A une époque où régnait le consensus sur la justesse du chemin, à une époque où régnait une confiance idéologique où tout était expliqué, justifié et totalisé, nous n’avions pas à concevoir de distance entre l’être humain isolé et son lourd bagage. Son innocence était la garantie qu’il n’était pas seulement une idéologie ambulante, mais de la chair. Son innocence était aussi une manière de dire que sa mort n’était pas la conséquence évidente d’une certaine voie, ou de circonstances, mais qu’elle contenait en elle-même une dimension importante de liberté, d’une âme qui délibère et qui décide.

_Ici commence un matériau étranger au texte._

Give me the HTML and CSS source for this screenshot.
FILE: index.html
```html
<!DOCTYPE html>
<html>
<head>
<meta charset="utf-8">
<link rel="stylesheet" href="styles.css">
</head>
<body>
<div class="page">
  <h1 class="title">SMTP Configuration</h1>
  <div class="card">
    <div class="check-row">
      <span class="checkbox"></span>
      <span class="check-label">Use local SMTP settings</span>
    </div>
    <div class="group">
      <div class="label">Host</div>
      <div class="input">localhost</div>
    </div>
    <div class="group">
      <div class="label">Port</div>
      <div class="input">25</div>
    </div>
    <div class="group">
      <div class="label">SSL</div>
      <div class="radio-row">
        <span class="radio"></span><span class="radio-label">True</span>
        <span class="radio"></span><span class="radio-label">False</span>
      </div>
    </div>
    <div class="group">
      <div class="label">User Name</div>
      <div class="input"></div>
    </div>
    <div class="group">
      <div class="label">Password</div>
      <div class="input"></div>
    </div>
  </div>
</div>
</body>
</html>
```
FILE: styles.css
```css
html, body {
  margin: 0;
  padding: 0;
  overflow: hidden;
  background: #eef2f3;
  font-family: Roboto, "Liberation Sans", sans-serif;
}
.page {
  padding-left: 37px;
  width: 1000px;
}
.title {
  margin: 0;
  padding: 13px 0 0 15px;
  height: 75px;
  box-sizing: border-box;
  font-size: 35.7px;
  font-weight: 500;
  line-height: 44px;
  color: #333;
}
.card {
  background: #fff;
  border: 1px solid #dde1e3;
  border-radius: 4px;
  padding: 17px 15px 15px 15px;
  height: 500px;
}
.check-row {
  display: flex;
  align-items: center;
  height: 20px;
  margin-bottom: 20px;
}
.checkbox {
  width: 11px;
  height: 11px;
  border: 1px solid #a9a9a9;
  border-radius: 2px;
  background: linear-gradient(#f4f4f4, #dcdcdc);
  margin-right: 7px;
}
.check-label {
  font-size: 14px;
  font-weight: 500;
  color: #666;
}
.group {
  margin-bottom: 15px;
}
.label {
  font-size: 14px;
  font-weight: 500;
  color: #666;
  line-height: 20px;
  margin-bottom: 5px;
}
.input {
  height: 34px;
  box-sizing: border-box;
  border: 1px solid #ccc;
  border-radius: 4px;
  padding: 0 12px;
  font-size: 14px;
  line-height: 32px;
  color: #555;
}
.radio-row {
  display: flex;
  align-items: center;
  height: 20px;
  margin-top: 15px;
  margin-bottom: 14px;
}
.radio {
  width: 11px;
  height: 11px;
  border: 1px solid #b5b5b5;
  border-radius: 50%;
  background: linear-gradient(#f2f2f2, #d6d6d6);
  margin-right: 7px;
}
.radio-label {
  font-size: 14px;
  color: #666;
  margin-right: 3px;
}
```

Mais Uri Grossman, tel que le décrit David Grossman, n’était pas Elifelet. Il était le contraire d’Elifelet. Il se posait toutes les questions, demandait pourquoi, et comment, et où, et combien. Uri Grossman n’était pas un point d’innocence à l’intérieur d’un cercle géant dont il n’avait pas conscience, à part une idée générale et vague de justice. Uri Grossman est né à une époque où, pas à pas, il a dû en arriver à prendre la décision difficile (en particulier pour ceux de sa génération) de demander à suivre les cours pour devenir officier de blindés, et même de combattre dans un tank. Et il a dû alors se clarifier dans sa tête comment cette décision s’accordait avec le fait qu’il était « le gauchiste de son bataillon ». Et il a dû aussi relier ces décisions à celles qu’il prenait à un check point en Cisjordanie lorsqu’un enfant s’y présentait (il le mettait à l’aise en le faisant rire).

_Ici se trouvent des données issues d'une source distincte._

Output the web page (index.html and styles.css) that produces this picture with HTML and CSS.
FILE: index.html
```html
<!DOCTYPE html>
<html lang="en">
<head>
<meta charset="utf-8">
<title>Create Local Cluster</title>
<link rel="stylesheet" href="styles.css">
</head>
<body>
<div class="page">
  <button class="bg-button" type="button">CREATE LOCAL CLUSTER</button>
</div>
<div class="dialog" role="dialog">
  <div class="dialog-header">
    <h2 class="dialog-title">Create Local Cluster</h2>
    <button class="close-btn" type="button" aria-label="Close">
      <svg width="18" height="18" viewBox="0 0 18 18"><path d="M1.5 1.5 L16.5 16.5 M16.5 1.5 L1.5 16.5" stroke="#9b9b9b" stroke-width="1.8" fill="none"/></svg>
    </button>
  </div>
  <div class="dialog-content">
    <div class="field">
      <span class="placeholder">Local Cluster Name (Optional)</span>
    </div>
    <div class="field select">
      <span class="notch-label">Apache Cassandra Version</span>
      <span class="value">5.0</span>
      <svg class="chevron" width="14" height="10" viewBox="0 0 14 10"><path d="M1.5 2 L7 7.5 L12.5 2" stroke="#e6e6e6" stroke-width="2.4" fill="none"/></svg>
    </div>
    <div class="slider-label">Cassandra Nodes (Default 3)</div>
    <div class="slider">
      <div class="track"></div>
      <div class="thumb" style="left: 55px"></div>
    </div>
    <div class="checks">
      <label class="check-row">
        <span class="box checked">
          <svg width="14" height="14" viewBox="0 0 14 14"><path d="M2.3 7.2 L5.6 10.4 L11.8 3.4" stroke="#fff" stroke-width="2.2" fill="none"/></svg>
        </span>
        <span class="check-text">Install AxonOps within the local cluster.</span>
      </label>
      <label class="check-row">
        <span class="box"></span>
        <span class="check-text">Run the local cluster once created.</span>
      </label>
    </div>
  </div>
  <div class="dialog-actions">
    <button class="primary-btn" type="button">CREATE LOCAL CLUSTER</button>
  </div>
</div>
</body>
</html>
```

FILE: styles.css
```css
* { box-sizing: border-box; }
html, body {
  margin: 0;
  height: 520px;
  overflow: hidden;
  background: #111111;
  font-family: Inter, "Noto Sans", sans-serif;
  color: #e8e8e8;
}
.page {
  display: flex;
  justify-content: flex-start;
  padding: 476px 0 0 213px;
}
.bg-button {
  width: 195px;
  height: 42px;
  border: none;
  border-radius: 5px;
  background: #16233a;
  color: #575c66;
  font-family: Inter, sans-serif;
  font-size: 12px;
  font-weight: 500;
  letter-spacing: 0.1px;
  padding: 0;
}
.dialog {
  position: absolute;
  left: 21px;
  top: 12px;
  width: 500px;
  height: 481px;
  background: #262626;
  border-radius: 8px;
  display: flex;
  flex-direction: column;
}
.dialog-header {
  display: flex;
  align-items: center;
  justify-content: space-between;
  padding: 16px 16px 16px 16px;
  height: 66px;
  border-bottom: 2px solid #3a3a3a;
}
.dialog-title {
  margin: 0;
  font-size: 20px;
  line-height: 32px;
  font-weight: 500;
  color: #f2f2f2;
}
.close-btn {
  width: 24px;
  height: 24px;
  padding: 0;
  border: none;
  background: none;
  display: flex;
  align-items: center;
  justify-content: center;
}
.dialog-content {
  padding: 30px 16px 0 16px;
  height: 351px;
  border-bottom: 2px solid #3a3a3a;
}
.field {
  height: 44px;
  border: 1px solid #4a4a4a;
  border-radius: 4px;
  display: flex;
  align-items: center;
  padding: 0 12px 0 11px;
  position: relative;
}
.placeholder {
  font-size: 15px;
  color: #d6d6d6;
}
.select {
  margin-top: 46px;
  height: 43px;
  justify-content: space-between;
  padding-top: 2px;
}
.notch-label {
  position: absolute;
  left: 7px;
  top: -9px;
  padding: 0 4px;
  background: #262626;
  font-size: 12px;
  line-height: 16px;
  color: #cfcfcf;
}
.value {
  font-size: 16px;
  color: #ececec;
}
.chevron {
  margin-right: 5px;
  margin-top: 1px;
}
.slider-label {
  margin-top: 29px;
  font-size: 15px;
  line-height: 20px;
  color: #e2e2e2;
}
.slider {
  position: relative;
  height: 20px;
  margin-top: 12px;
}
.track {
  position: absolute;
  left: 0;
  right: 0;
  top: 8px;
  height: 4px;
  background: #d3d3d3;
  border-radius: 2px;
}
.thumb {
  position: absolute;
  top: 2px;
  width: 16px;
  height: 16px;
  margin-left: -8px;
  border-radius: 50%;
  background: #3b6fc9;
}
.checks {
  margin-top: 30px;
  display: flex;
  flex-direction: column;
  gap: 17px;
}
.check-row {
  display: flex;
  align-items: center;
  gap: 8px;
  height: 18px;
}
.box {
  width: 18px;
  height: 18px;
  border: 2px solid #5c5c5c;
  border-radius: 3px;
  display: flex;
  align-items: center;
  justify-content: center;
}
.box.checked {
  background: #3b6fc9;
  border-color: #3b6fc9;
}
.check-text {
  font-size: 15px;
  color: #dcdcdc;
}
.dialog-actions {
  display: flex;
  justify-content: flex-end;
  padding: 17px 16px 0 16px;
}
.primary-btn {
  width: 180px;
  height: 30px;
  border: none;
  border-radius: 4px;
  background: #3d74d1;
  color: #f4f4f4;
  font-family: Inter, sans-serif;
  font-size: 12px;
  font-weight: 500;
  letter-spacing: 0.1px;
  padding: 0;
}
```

« Uri était très israélien », a écrit son père. Mais cette israélianité ne va plus de soi. Elle ne comprend pas son amour pour le théâtre, ni son dégoût des figues, ni son sens particulier de l’humour. Ceux de la génération d’Uri ne vivent pas, et n’ont pas à vivre, un théâtre qui soit entièrement israélien, ou un humour qui soit entièrement israélien. Ils doivent faire leur propre cuisine à partir de l’Israélien et de l’être humain qui sont en eux. Je veux dire que leur personnalité doit se colorer dans un espace qui, du temps des oraisons pour Roï et Elifelet, était totalement blanc. Entre les sphères personnelle et publique, entre le psychologique et l’idéologique, entre le commandant de tank et l’amoureux du théâtre, Uri a jeté un large filet de fils conducteurs, de décisions et de préférences.

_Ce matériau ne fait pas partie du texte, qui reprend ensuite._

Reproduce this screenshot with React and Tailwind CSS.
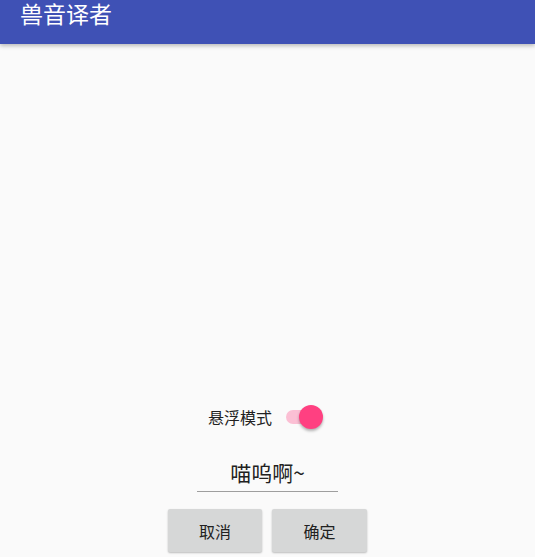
import React from "react";

export default function App() {
  const font = { fontFamily: '"Noto Sans CJK SC", "Noto Sans", sans-serif' };
  return (
    <div className="w-[535px] h-[557px] bg-[#fafafa] flex flex-col overflow-hidden" style={font}>
      <div className="h-[44px] bg-[#3f51b5] shadow-[0_2px_4px_rgba(0,0,0,0.25)] relative z-10 flex items-start pl-[20px]">
        <span className="text-white text-[23px] leading-[27px] mt-[0px]">兽音译者</span>
      </div>
      <div className="flex-1 flex flex-col items-center justify-end pb-[5px]">
        <div className="h-[30px] flex items-center ml-[-4px]">
          <span className="text-[16px] leading-[20px] text-[#212121] mr-[14px]">悬浮模式</span>
          <div className="relative w-[37px] h-[24px] flex items-center">
            <div className="w-[33px] h-[14px] rounded-full bg-[#fbbfd4]" />
            <div className="absolute right-0 top-0 w-[24px] h-[24px] rounded-full bg-[#ff4081] shadow-[0_2px_3px_rgba(0,0,0,0.3)]" />
          </div>
        </div>
        <div className="mt-[20px] w-[141px] h-[40px] border-b border-[#9e9e9e] flex items-center justify-center">
          <span className="text-[21px] leading-[28px] text-[#212121] mt-[1px]">喵呜啊~</span>
        </div>
        <div className="mt-[17px] flex gap-[10px]">
          <button className="w-[94px] h-[43px] rounded-[2px] bg-[#d6d7d7] shadow-[0_1px_2px_rgba(0,0,0,0.25)] text-[16px] text-[#212121]">取消</button>
          <button className="w-[95px] h-[43px] rounded-[2px] bg-[#d6d7d7] shadow-[0_1px_2px_rgba(0,0,0,0.25)] text-[16px] text-[#212121]">确定</button>
        </div>
      </div>
    </div>
  );
}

Voilà pourquoi l’oraison de David Grossman était si détaillée, voilà pourquoi il a pris tant de soin à dessiner le portrait de toutes ses nuances, ses contradictions et ses dilemmes. Du temps de Dayan, personne n’aurait pensé à parler dans une oraison funèbre des plaisanteries que le défunt aimait raconter. Dans celle de Grossman, il y a des plaisanteries. Du temps d’Alterman, il n’était pas d’usage de mentionner les opinions politiques du défunt. Dans celle de Grossman, il y a des opinions politiques. Du temps de Dayan, une grande force tirait la victime du côté du symbole. Aujourd’hui, une grande force tire la victime du côté de sa biographie.

Une lourde pierre

Uri Grossman est mort jeune, désespérément jeune. Mais il n’est pas mort en « jeune ». Tout ce qu’il n’a pas pu accomplir dans sa courte vie reposera comme une lourde pierre dans le coeur de ses parents et de sa famille. Mais Uri a rempli le vaste cercle du contexte dans lequel il vivait en faisant ce qu’on appelle tout simplement grandir. Voilà pourquoi les oraisons funèbres d’antan peignaient un « jeune » au moment où l’épée apparaissait devant lui, alors que celles d’aujourd’hui évoquent un processus, une biographie, une évolution. Voilà aussi pourquoi l’oraison de David Grossman est longue, qu’elle parle d’Uri à l’âge de neuf ans et demi, quand ses parents conduisaient et parlaient d’un livre, qu’elle parle aussi d’Uri qui a grandi auprès de son grand frère et de sa petite soeur, et enfin d’Uri officier qui devait décider s’il devait oui ou non punir l’un de ses soldats.

L’oraison funèbre de David Grossman est un texte fondateur parce qu’elle dépeint une personne qui n’a pas été tuée dans un climat et une culture du consensus, mais bien dans une culture de la controverse. Non pas dans dans une culture de certitudes idéologiques, mais dans une culture d’idéologies fragmentées, à partir desquelles chacun doit inventer sa propre combinaison. Non pas une culture qui puisse se satisfaire de la jeunesse, mais une culture qui requiert de ses enfants de faire des choix et de prendre des décisions afin de grandir, et parfois aussi de décider de risquer leur vie dans ce même processus qui revient à grandir. Uri Grossman s’est engagé sur le chemin que sa génération doit parcourir, avec grâce, sans ostentation et sans se servir de ce qui n’est pas évident comme excuse pour échapper à ses responsabilités, à son humanité.

L’oraison funèbre de David Grossman est un texte fondateur parce que c’est ainsi que grandissent les jeunes gens et les jeunes files qui, comme Uri, appartiennent à cette génération. Il ne peuvent plus grandir comme Elifelet.